** start **

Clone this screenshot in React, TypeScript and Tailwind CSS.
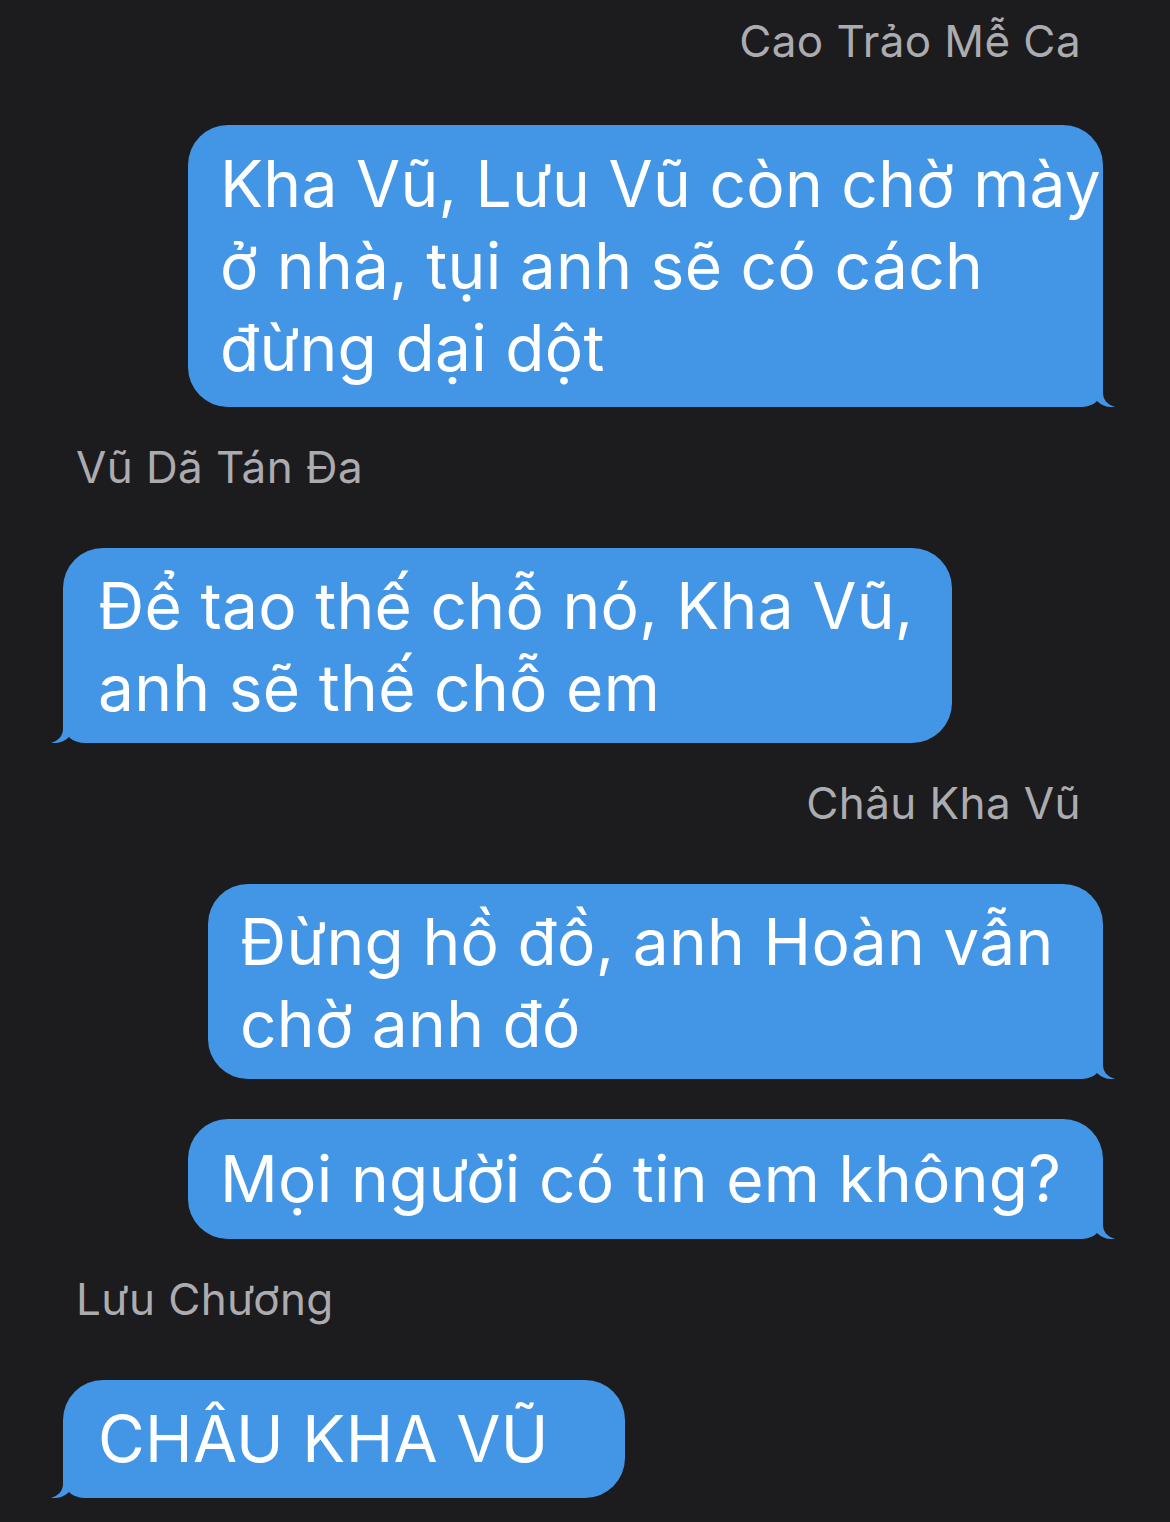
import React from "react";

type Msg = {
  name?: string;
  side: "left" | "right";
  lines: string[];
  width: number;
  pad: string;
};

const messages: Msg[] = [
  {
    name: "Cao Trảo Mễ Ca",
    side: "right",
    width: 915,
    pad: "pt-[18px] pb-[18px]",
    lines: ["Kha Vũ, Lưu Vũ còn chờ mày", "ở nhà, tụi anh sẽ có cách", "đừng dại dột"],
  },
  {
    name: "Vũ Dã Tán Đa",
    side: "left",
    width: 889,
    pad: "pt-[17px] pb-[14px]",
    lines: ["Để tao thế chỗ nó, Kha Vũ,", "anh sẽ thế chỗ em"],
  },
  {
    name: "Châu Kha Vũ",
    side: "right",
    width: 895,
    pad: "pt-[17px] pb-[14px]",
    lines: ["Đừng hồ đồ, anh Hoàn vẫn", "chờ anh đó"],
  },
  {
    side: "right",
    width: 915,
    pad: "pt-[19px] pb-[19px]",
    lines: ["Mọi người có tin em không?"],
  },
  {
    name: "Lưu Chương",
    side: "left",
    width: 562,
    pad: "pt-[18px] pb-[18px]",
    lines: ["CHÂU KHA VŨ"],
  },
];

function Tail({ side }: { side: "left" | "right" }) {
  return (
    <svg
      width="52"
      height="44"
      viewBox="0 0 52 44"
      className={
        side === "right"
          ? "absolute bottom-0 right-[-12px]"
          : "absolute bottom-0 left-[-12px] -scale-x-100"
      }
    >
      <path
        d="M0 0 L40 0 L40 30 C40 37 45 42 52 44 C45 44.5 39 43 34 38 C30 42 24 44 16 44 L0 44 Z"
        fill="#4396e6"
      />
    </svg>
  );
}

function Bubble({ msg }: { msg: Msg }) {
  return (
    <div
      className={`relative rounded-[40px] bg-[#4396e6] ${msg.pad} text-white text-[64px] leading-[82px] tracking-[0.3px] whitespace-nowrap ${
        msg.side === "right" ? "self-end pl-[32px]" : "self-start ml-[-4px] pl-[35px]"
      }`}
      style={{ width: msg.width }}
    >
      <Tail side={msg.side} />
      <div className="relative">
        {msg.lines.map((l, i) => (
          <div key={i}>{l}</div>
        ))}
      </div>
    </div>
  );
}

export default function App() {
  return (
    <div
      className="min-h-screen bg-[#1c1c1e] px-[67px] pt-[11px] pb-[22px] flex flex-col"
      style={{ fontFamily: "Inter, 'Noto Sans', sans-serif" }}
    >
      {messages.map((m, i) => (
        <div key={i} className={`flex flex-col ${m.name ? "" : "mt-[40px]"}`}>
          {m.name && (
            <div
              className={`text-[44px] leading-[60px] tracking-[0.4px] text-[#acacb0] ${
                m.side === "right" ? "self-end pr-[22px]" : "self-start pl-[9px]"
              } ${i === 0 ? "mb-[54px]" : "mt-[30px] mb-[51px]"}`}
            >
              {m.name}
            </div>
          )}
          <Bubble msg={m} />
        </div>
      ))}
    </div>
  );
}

** end **
** start **

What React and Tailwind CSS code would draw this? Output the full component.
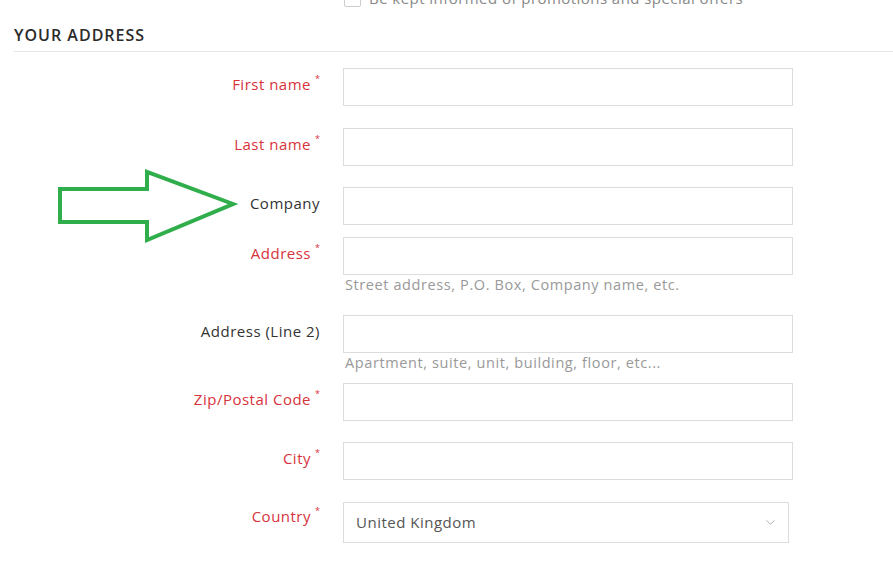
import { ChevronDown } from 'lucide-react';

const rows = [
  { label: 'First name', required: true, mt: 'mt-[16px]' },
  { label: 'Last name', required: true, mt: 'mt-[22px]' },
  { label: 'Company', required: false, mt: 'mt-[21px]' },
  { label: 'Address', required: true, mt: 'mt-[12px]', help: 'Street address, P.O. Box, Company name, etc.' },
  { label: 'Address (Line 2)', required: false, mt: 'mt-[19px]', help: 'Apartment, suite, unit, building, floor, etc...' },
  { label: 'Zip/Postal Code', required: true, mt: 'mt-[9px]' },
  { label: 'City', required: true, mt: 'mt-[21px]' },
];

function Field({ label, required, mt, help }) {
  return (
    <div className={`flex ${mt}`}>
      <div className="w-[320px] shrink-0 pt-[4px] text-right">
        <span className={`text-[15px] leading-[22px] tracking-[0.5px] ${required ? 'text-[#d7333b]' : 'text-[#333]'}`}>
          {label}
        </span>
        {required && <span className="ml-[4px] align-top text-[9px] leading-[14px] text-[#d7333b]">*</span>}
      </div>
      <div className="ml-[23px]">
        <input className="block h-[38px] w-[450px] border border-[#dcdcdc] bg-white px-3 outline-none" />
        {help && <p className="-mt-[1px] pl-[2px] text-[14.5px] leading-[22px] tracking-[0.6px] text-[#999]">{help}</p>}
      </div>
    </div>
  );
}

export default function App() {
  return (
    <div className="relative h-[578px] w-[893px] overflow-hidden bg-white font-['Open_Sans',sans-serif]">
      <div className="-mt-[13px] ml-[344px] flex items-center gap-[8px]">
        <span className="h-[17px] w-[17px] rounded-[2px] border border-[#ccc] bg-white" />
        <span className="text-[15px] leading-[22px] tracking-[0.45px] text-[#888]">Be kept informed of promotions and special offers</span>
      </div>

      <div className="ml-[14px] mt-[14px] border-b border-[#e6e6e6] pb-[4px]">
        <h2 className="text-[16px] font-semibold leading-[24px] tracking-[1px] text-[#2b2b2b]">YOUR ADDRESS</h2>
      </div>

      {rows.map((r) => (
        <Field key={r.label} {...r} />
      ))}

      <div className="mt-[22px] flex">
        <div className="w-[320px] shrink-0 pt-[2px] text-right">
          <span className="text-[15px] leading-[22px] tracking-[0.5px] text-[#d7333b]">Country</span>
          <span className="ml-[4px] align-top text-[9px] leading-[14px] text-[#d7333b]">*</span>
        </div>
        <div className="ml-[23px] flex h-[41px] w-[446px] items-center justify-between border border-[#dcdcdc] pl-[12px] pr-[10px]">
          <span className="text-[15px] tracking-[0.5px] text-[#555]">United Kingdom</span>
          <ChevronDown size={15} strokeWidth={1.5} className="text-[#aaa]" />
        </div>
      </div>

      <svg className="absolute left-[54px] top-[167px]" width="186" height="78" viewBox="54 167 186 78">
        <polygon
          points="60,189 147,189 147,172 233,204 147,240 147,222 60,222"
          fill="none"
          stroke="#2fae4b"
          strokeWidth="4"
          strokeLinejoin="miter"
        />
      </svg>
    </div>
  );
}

** end **

- _Problem details_
State, as a bare number, how many lines of the listing hold the word "this".

- _Exercise solution_
2